* _Your goal_: Reproduce the listing below exactly, minus its pictures.

**********

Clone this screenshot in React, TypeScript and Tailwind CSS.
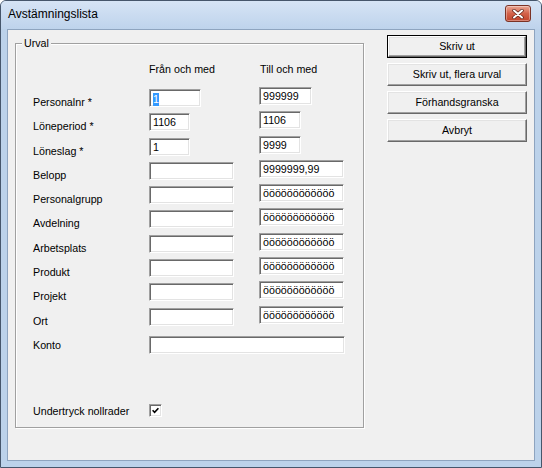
import React from 'react';

type FieldProps = {
  w: string;
  value?: string;
  selected?: boolean;
  className?: string;
};

function Field({ w, value, selected, className = '' }: FieldProps) {
  return (
    <div
      className={`${w} ${className} h-[18px] bg-white border border-t-[#a0a0a0] border-l-[#a0a0a0] border-b-white border-r-white shadow-[inset_1px_1px_0_#696969,inset_-1px_-1px_0_#e3e3e3] pl-[3px] leading-[16px] whitespace-nowrap overflow-hidden`}
    >
      {selected ? (
        <span className="inline-block h-[13px] leading-[13px] align-middle bg-[#3399ff] text-white">{value}</span>
      ) : (
        value
      )}
    </div>
  );
}

function Button({ label, primary }: { label: string; primary?: boolean }) {
  const face = (
    <div className="h-full w-full flex items-center justify-center bg-[#f0f0f0] border border-t-white border-l-white border-b-[#696969] border-r-[#696969] shadow-[inset_-1px_-1px_0_#a0a0a0,inset_1px_1px_0_#e3e3e3]">
      {label}
    </div>
  );
  return primary ? (
    <div className="h-[23px] w-[140px] border border-black">{face}</div>
  ) : (
    <div className="h-[23px] w-[140px]">{face}</div>
  );
}

const rows: { label: string; fromW: string; tillW: string; from?: string; till: string; sel?: boolean }[] = [
  { label: 'Personalnr *', fromW: 'w-[52px]', tillW: 'w-[53px]', from: '1', till: '999999', sel: true },
  { label: 'Löneperiod *', fromW: 'w-[41px]', tillW: 'w-[42px]', from: '1106', till: '1106' },
  { label: 'Löneslag *', fromW: 'w-[41px]', tillW: 'w-[42px]', from: '1', till: '9999' },
  { label: 'Belopp', fromW: 'w-[85px]', tillW: 'w-[85px]', till: '9999999,99' },
  { label: 'Personalgrupp', fromW: 'w-[85px]', tillW: 'w-[85px]', till: 'öööööööööööö' },
  { label: 'Avdelning', fromW: 'w-[85px]', tillW: 'w-[85px]', till: 'öööööööööööö' },
  { label: 'Arbetsplats', fromW: 'w-[85px]', tillW: 'w-[85px]', till: 'öööööööööööö' },
  { label: 'Produkt', fromW: 'w-[85px]', tillW: 'w-[85px]', till: 'öööööööööööö' },
  { label: 'Projekt', fromW: 'w-[85px]', tillW: 'w-[85px]', till: 'öööööööööööö' },
  { label: 'Ort', fromW: 'w-[85px]', tillW: 'w-[85px]', till: 'öööööööööööö' },
];

export default function App() {
  return (
    <div className="w-[542px] h-[468px] flex flex-col bg-[#bcd2ea] border border-[#46566b] rounded-t-[6px] overflow-hidden font-['Liberation_Sans',Arial,sans-serif] text-[10.7px] text-black">
      {/* title bar */}
      <div className="h-[28px] flex items-start bg-linear-to-b from-[#d6e4f5] to-[#bed3ec] pl-[7px] pr-[10px]">
        <span className="mt-[6px] text-[12px] leading-[15px]">Avstämningslista</span>
        <div className="ml-auto mt-[4px] h-[17px] w-[26px] rounded-[3px] border border-[#7b3326] bg-linear-to-b from-[#e9a795] via-[#d3624a] to-[#c1442c] shadow-[inset_0_0_0_1px_rgba(255,255,255,0.35)] flex items-center justify-center">
          <svg width="12" height="10" viewBox="0 0 12 10">
            <path d="M2 1.5 L10 8.5 M10 1.5 L2 8.5" stroke="#5a2218" strokeWidth="3.4" strokeLinecap="round" />
            <path d="M2 1.5 L10 8.5 M10 1.5 L2 8.5" stroke="#fff" strokeWidth="2" strokeLinecap="round" />
          </svg>
        </div>
      </div>

      {/* client area */}
      <div className="mx-[6px] mb-[6px] flex-1 border border-[#8ea4bf] bg-[#f0f0f0] flex items-start">
        {/* Urval group */}
        <div className="relative ml-[7px] mt-[13px] w-[349px] h-[385px] border border-[#a0a0a0] shadow-[inset_1px_1px_0_#fff,1px_1px_0_#fff]">
          <span className="absolute -top-[7px] left-[6px] px-[2px] leading-[13px] bg-[#f0f0f0]">Urval</span>

          <div className="pl-[17px]">
            <div className="mt-[19px] grid grid-cols-[116px_110px_auto] h-[13px] leading-[13px]">
              <span />
              <span>Från och med</span>
              <span className="pl-[1px]">Till och med</span>
            </div>

            <div className="mt-[11px]">
              {rows.map((r) => (
                <div key={r.label} className="grid grid-cols-[116px_110px_auto] items-start h-[24.3px]">
                  <span className="mt-[9px] leading-[13px]">{r.label}</span>
                  <Field w={r.fromW} value={r.from} selected={r.sel} className="mt-[2px]" />
                  <Field w={r.tillW} value={r.till} />
                </div>
              ))}
            </div>

            <div className="mt-[6px] grid grid-cols-[116px_auto] items-start">
              <span className="mt-[3px] leading-[13px]">Konto</span>
              <Field w="w-[196px]" />
            </div>

            <div className="mt-[50px] grid grid-cols-[116px_auto] items-start">
              <span className="mt-[1px] leading-[13px]">Undertryck nollrader</span>
              <div className="w-[13px] h-[13px] bg-white border border-t-[#a0a0a0] border-l-[#a0a0a0] border-b-white border-r-white shadow-[inset_1px_1px_0_#696969,inset_-1px_-1px_0_#e3e3e3] flex items-center justify-center">
                <svg width="7" height="7" viewBox="0 0 7 7">
                  <polyline points="0.6,3.2 2.6,5.3 6.4,1.2" fill="none" stroke="#000" strokeWidth="1.6" />
                </svg>
              </div>
            </div>
          </div>
        </div>

        {/* buttons */}
        <div className="ml-[23px] mt-[5px] flex flex-col gap-[5px]">
          <Button label="Skriv ut" primary />
          <Button label="Skriv ut, flera urval" />
          <Button label="Förhandsgranska" />
          <Button label="Avbryt" />
        </div>
      </div>
    </div>
  );
}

**********

* _Output for this exercise_:
Clone this screenshot in React, TypeScript and Tailwind CSS.
import React from 'react';

type FieldProps = {
  w: string;
  value?: string;
  selected?: boolean;
  className?: string;
};

function Field({ w, value, selected, className = '' }: FieldProps) {
  return (
    <div
      className={`${w} ${className} h-[18px] bg-white border border-t-[#a0a0a0] border-l-[#a0a0a0] border-b-white border-r-white shadow-[inset_1px_1px_0_#696969,inset_-1px_-1px_0_#e3e3e3] pl-[3px] leading-[16px] whitespace-nowrap overflow-hidden`}
    >
      {selected ? (
        <span className="inline-block h-[13px] leading-[13px] align-middle bg-[#3399ff] text-white">{value}</span>
      ) : (
        value
      )}
    </div>
  );
}

function Button({ label, primary }: { label: string; primary?: boolean }) {
  const face = (
    <div className="h-full w-full flex items-center justify-center bg-[#f0f0f0] border border-t-white border-l-white border-b-[#696969] border-r-[#696969] shadow-[inset_-1px_-1px_0_#a0a0a0,inset_1px_1px_0_#e3e3e3]">
      {label}
    </div>
  );
  return primary ? (
    <div className="h-[23px] w-[140px] border border-black">{face}</div>
  ) : (
    <div className="h-[23px] w-[140px]">{face}</div>
  );
}

const rows: { label: string; fromW: string; tillW: string; from?: string; till: string; sel?: boolean }[] = [
  { label: 'Personalnr *', fromW: 'w-[52px]', tillW: 'w-[53px]', from: '1', till: '999999', sel: true },
  { label: 'Löneperiod *', fromW: 'w-[41px]', tillW: 'w-[42px]', from: '1106', till: '1106' },
  { label: 'Löneslag *', fromW: 'w-[41px]', tillW: 'w-[42px]', from: '1', till: '9999' },
  { label: 'Belopp', fromW: 'w-[85px]', tillW: 'w-[85px]', till: '9999999,99' },
  { label: 'Personalgrupp', fromW: 'w-[85px]', tillW: 'w-[85px]', till: 'öööööööööööö' },
  { label: 'Avdelning', fromW: 'w-[85px]', tillW: 'w-[85px]', till: 'öööööööööööö' },
  { label: 'Arbetsplats', fromW: 'w-[85px]', tillW: 'w-[85px]', till: 'öööööööööööö' },
  { label: 'Produkt', fromW: 'w-[85px]', tillW: 'w-[85px]', till: 'öööööööööööö' },
  { label: 'Projekt', fromW: 'w-[85px]', tillW: 'w-[85px]', till: 'öööööööööööö' },
  { label: 'Ort', fromW: 'w-[85px]', tillW: 'w-[85px]', till: 'öööööööööööö' },
];

export default function App() {
  return (
    <div className="w-[542px] h-[468px] flex flex-col bg-[#bcd2ea] border border-[#46566b] rounded-t-[6px] overflow-hidden font-['Liberation_Sans',Arial,sans-serif] text-[10.7px] text-black">
      {/* title bar */}
      <div className="h-[28px] flex items-start bg-linear-to-b from-[#d6e4f5] to-[#bed3ec] pl-[7px] pr-[10px]">
        <span className="mt-[6px] text-[12px] leading-[15px]">Avstämningslista</span>
        <div className="ml-auto mt-[4px] h-[17px] w-[26px] rounded-[3px] border border-[#7b3326] bg-linear-to-b from-[#e9a795] via-[#d3624a] to-[#c1442c] shadow-[inset_0_0_0_1px_rgba(255,255,255,0.35)] flex items-center justify-center">
          <svg width="12" height="10" viewBox="0 0 12 10">
            <path d="M2 1.5 L10 8.5 M10 1.5 L2 8.5" stroke="#5a2218" strokeWidth="3.4" strokeLinecap="round" />
            <path d="M2 1.5 L10 8.5 M10 1.5 L2 8.5" stroke="#fff" strokeWidth="2" strokeLinecap="round" />
          </svg>
        </div>
      </div>

      {/* client area */}
      <div className="mx-[6px] mb-[6px] flex-1 border border-[#8ea4bf] bg-[#f0f0f0] flex items-start">
        {/* Urval group */}
        <div className="relative ml-[7px] mt-[13px] w-[349px] h-[385px] border border-[#a0a0a0] shadow-[inset_1px_1px_0_#fff,1px_1px_0_#fff]">
          <span className="absolute -top-[7px] left-[6px] px-[2px] leading-[13px] bg-[#f0f0f0]">Urval</span>

          <div className="pl-[17px]">
            <div className="mt-[19px] grid grid-cols-[116px_110px_auto] h-[13px] leading-[13px]">
              <span />
              <span>Från och med</span>
              <span className="pl-[1px]">Till och med</span>
            </div>

            <div className="mt-[11px]">
              {rows.map((r) => (
                <div key={r.label} className="grid grid-cols-[116px_110px_auto] items-start h-[24.3px]">
                  <span className="mt-[9px] leading-[13px]">{r.label}</span>
                  <Field w={r.fromW} value={r.from} selected={r.sel} className="mt-[2px]" />
                  <Field w={r.tillW} value={r.till} />
                </div>
              ))}
            </div>

            <div className="mt-[6px] grid grid-cols-[116px_auto] items-start">
              <span className="mt-[3px] leading-[13px]">Konto</span>
              <Field w="w-[196px]" />
            </div>

            <div className="mt-[50px] grid grid-cols-[116px_auto] items-start">
              <span className="mt-[1px] leading-[13px]">Undertryck nollrader</span>
              <div className="w-[13px] h-[13px] bg-white border border-t-[#a0a0a0] border-l-[#a0a0a0] border-b-white border-r-white shadow-[inset_1px_1px_0_#696969,inset_-1px_-1px_0_#e3e3e3] flex items-center justify-center">
                <svg width="7" height="7" viewBox="0 0 7 7">
                  <polyline points="0.6,3.2 2.6,5.3 6.4,1.2" fill="none" stroke="#000" strokeWidth="1.6" />
                </svg>
              </div>
            </div>
          </div>
        </div>

        {/* buttons */}
        <div className="ml-[23px] mt-[5px] flex flex-col gap-[5px]">
          <Button label="Skriv ut" primary />
          <Button label="Skriv ut, flera urval" />
          <Button label="Förhandsgranska" />
          <Button label="Avbryt" />
        </div>
      </div>
    </div>
  );
}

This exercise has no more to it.